Sorry for the unclarity. By the grammar differences (I am not using the word "change" deliberately, because that would require establishing the direction of the said change), I was referring to my previous message:


Dib said:


> For a point of comparison, in the Standard model of OP grammar, as established mainly on the basis of comparison with Sanskrit and Avestan, the only two bits of grammar in DPa without exact parallels in Av and Skt are:
> 
> 1) : h-y : The masculine singular relative pronoun. However, all its forms are still more or less historically explainable assuming that OP blended the inherited demonstrative (Skt. sa-, Av. ha-) with the inherited relative pronoun (Skt./Av. ya-). In fact, the blend does exist in Sanskrit (sya-) as well, but it works as another demonstrative there rather than as a relative pronoun like in OP, and its exact form is slightly different from the OP form in some cases, e.g. neuter singular Skt. tyat cannot parallel the actual existing OP t-y. Expectation would be ϑ-y.
> 
> 2) : a-ku-u-n-u-š : (He/she/it) did. From Skt and Av perspective, here also the form roughly looks like a blend of two forms - aorist and imperfect - two kinds of past tenses in these languages. To be exact, as if a sigmatic aorist made from the imperfective stem.

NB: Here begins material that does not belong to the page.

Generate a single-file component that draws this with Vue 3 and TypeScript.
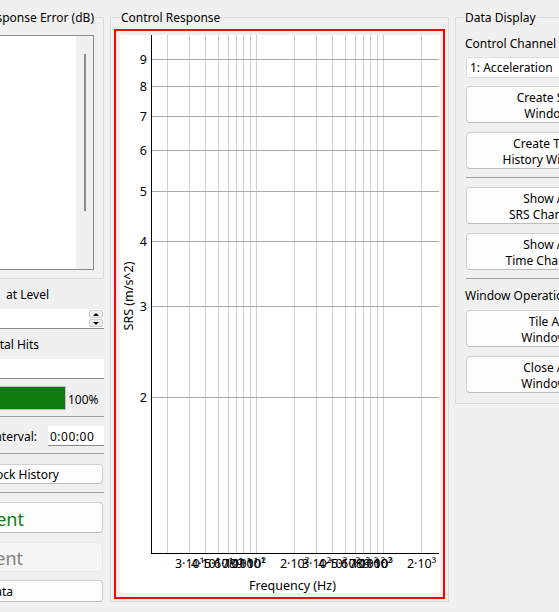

Such differences cannot be reconciled with the idea of leaving some elements of Av grammar in. They clearly belong to a different dialect.



PersoLatin said:


> I still favour the idea that OP text was put together by Magis based on the king’s wishes then Avestan words were replaced by Persian ones but some elements of Avestan grammar were left in mainly because the grammar of spoken language appeared too common & lowly to the Magis & therefore not suitable for the king.


Also consider that OP texts themselves reflect an ongoing change in the language. When we talk about OP grammar, we are really only referring to the first two generations of inscribers - Darius I and Xerxes I (together r. 522-465 BC - about 60 years). This is taken as the "classic" OP. This language already shows signs of the Old Indo-Iranian grammatical system slowly breaking down, e.g. the loss of distinction of various past tenses as mentioned above, but also loss of some case-distinctions, etc. Another 60 years down the line, Artaxerxes II onwards, the language shows more loss of case distinctions, different phonetic changes, etc. They still try to follow the model of the "classic" OP, but seem to make mistakes - presumably because of interference of their actual speech. Thus, the evolution of an MP-like system is actually recorded in the later Achaemenid inscriptions, though overlayed with archaising spellings and usages.